The issue has been discussed a while back and of course I can only reply from my own experiences.  A friend who posts here is in a successful relationship with a believer, but he became an atheist while already in the relationship and his partner is a nice man.

For me, every time I allow a believer into my life, it turns out to be a disaster.  I have always been willing to tolerate someone's belief that there is "something" there, but who is not involved in organized religion.  I even dated a person involved in Wicca and I was chatting with someone who claimed to be into some god of the universe.

I have found several things.  One guy even lied to me and said he was a former preacher but didn't identify with Christianity any longer because of its neg connotation. It turned out that he was involved in a gay Pentecostal church, as crazy as the ones you see on TV.  He was preaching and praying for me.

While most of my lovers, partners, and dates have not been that severely disturbed, I have found that they have the same old tired questions or comments.  "It's ok not to be religious as long as you believe in a god."  "Where do you find your morality if you don't believe?"  "Where do you think you came from?"  "What about when you die."  "But Jesus was a good man with good teachings."

While atheists constantly refrain from making comments when someone talks about going to church or praying for their sick grandma, the religionist does not have the same restraint.
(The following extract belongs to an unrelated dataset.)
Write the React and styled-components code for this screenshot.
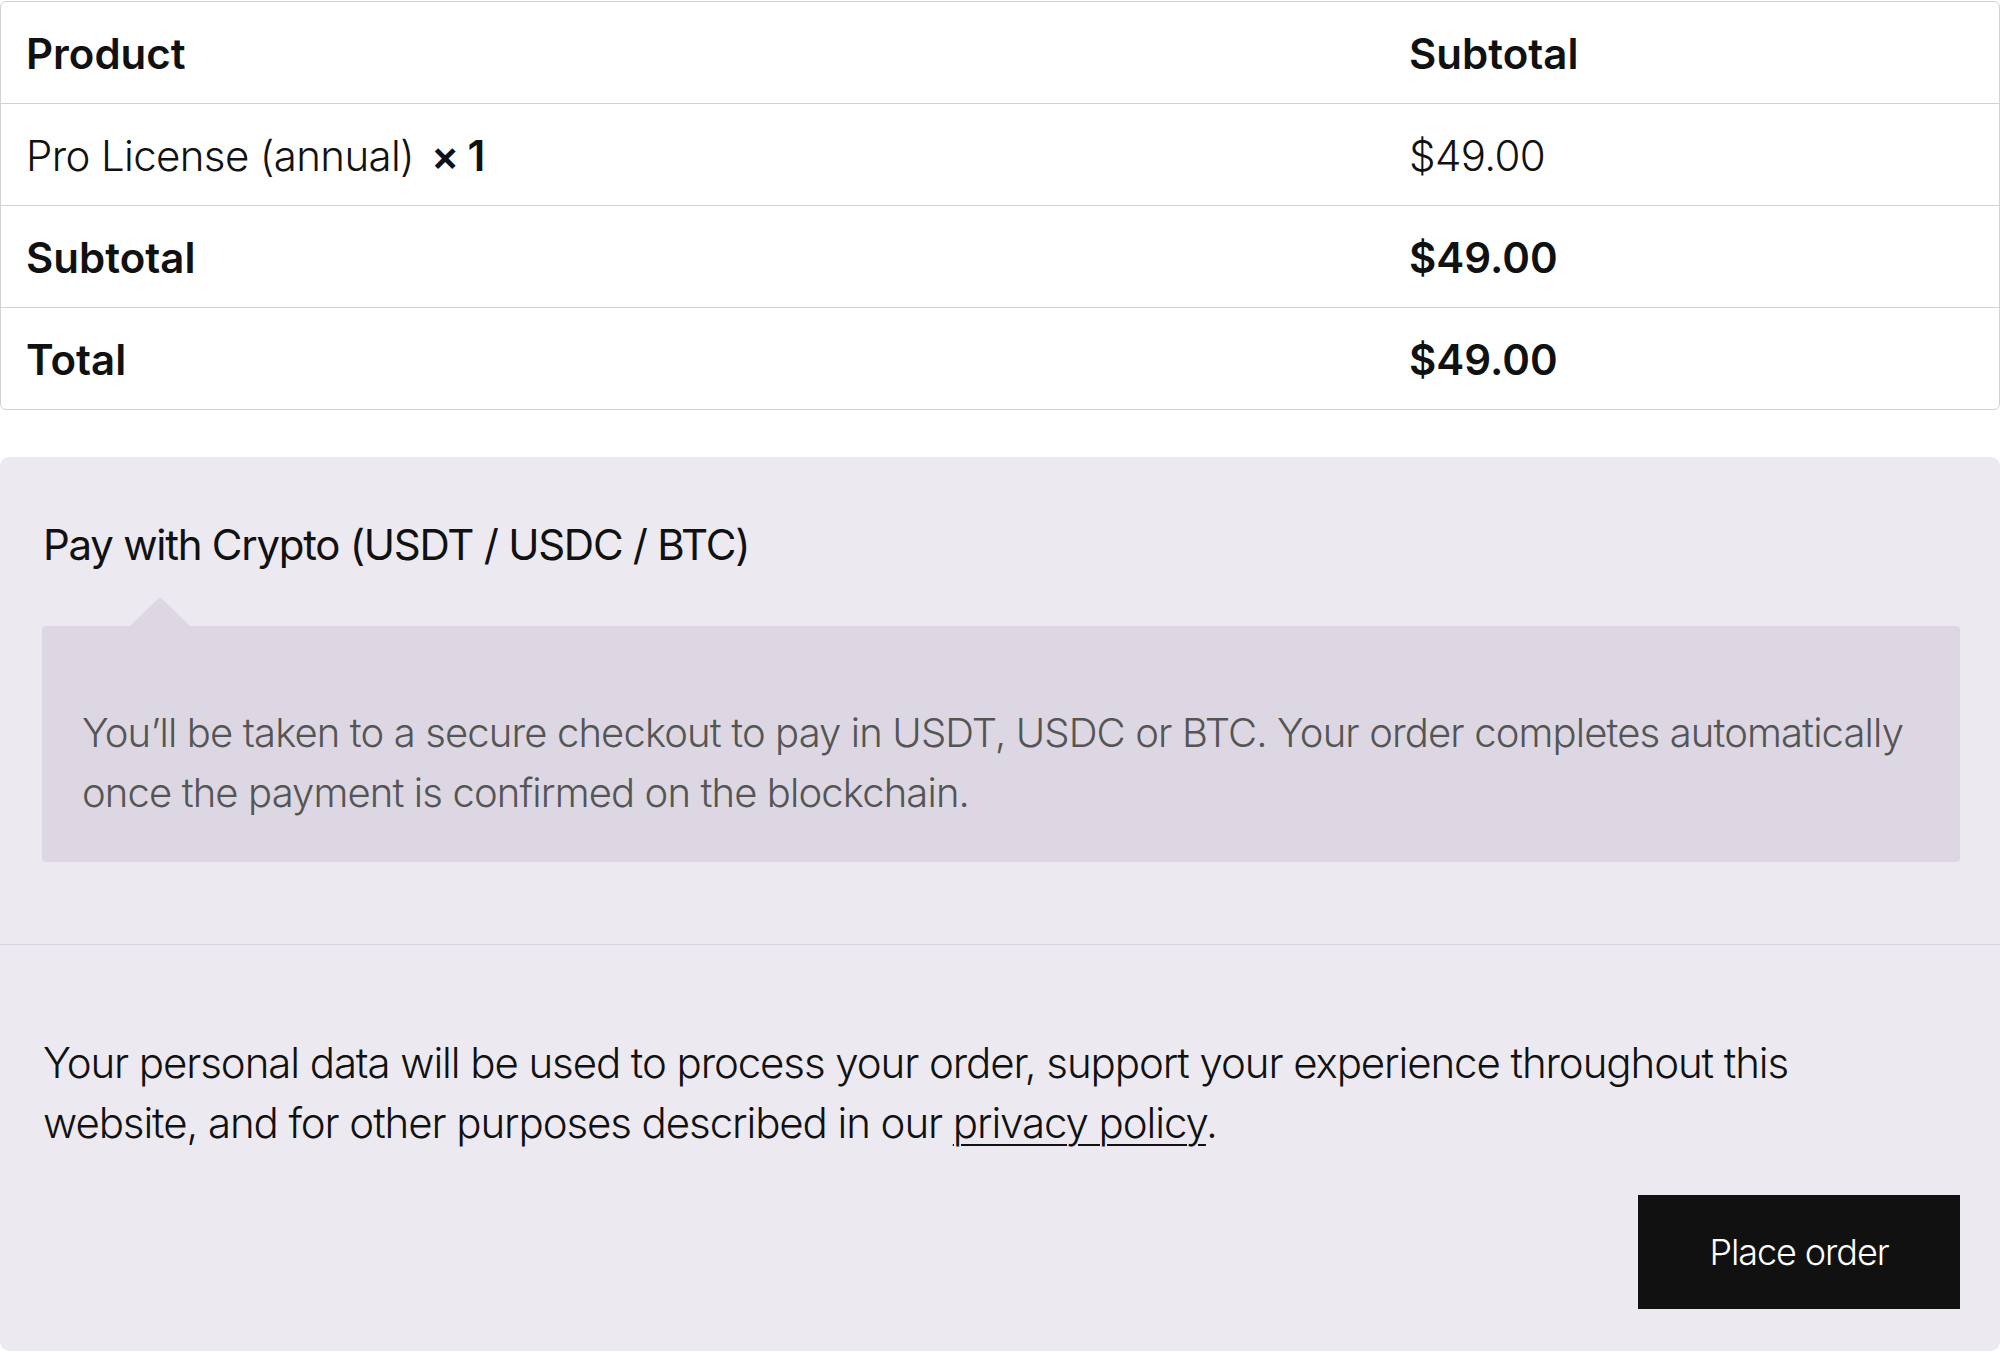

He tells you that he'll pray for you, he talks about his church, he may pray before meals and maybe after sex, LOL, and will constantly make reference to his belief.

In my family, we sit down to friendly meal and talk about politics, nutty religionists, and talk about people we either know or who we have seen in the media, who make stupid religious comments.  How do you do that in front of a religious date or partner? 

What if you can get beyond all of that?  You decide to move in together.  Are you comfortable with crosses on the wall?  Is it ok for his church friends to come over and plan the church fundraiser?  Is it ok to place the Baby Jesus under your Solstice tree?  Do you really want to set up a buffet table and have your platter of meatballs and tomato sauce sitting directly under his velvet painting of the bleeding heart of Jesus?  LOL

Being an atheist and dating a religionists amounts to being LGBT and negotiating your way through life dealing with homophobic straight relatives.  It really amounts to going backwards.

Now for those who have made it work, more power to you.  And I am still open to a person who believes "something" is there but who is not involved in organized religion.  It might work somewhere over the rainbow, god willing!  LOL

Thank you for such a well thought out, heartfelt response. It is greatly appreciated, as is the reassurance that not dating them doesn't make me a bigot.

I, like you, make a daily habit of mocking religion. In fact, I am a Citizen Blogger for the liberal site Veracity Stew, and a lot of what I write there tends to deal with the nuttiness of religious people. 

A lot of what you say here goes back to #3 in my list, how religion permeates every aspect of their lives, and, in turn, yours. Aren't relationships hard enough to make work without entering into them with something that is already a huge, automatic, real point of contention? Doesn't compute IMO. Like you said, if people can make it work, more power to them. Not for me though. I guess I keep asking and tuning it over and over in my head because I don't wish to become what I hate the most: a bigot.